Seenaryo’s Next Chapter

After a decade leading Seenaryo, this month Victoria Lupton is passing on the leadership of the organisation to our incoming Joint-CEOs, Lara McIvor and Naqiya Ebrahim. The transition will see Victoria moving into a non-executive role as President. 

  • A Message From Victoria 

    After ten years as Seenaryo’s Co-Founder & CEO, it feels both strange and entirely right to be stepping back. This is a decision that we have carefully planned for many months, with the support both of Seenaryo’s board and the wider team. I have felt empowered to take it in part because of the strength of the organisation – which continues to grow significantly each year in impact, staff and budget, last year reaching a record 36,000 people – and in part thanks to the resilience and commitment of our brilliant team. Lara and Naqiya each have deep expertise in both theatre and education, and have been with Seenaryo for almost as long as I have; I am excited to see them bring new energy and dynamism to Seenaryo.

    I will continue to be deeply involved in Seenaryo’s work, and in this tenth anniversary year for Seenaryo, I’m excited to watch Seenaryo continue to transform communities through theatre and play in ever more countries and contexts.

    I often return to the words of Farah Hendawi, who is a Palestinian refugee living in Lebanon and participated in Seenaryo’s first-ever Showbuild aged 13. A few years ago, she told us: “Seenaryo makes you feel that there’s a light at the end of the tunnel… and it’s you!” In the ten years since founding Seenaryo, and particularly these past 18 months, it has often felt that our countries are in a long, dark tunnel. I’m proud of the light that Seenaryo’s communities have brought, and will continue to bring.

  • A Message From Lara & Naqiya 

    We were moved reading Victoria’s reflection, especially her memory of the very first Showbuild in 2015. That week in Shatila wasn’t just the start of Seenaryo – it was a handover in action. Victoria and Oscar weren’t simply running a training, they were equipping others from day one to take the reins. The young Palestinian scout leaders took risks, made mistakes, and made it their own. Ten years later, those same leaders are running Showbuilds across Lebanon.

    Seenaryo’s story has always been about building ownership from the ground up. That’s what makes this leadership transition so meaningful. It’s never easy for founders to step back, but Victoria does so with rare wisdom – true to the vision she’s championed from the start. We’re deeply grateful to her for the foundation she’s built, and to our board of trustees for entrusting us with the next chapter.

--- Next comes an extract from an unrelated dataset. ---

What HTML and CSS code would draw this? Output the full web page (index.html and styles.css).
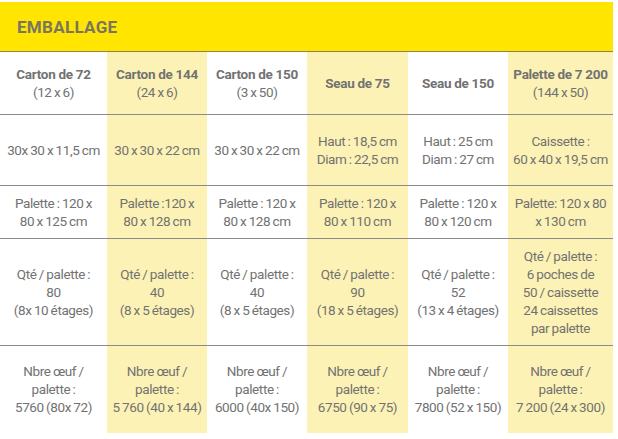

    As we step into this role, we carry that same commitment to shared leadership and local ownership. Building on 10 years of growth, the future of Seenaryo is focused and hopeful. In 2025 alone, we are training teachers inside Gaza for the first time, devising our most ambitious theatre project yet – the epic of Ibn Battuta Travels will be told in six chapters across six countries – and publishing a comprehensive evaluation to capture the impact of our work over the last decade. Alongside this regional expansion, we’re deepening our work in Lebanon and Jordan – embedding play within national systems to shift how education is delivered for the long term.

    As the Arab region faces deep and painful challenges, Seenaryo’s mission of supporting communities to lead, heal and learn, has never felt more urgent.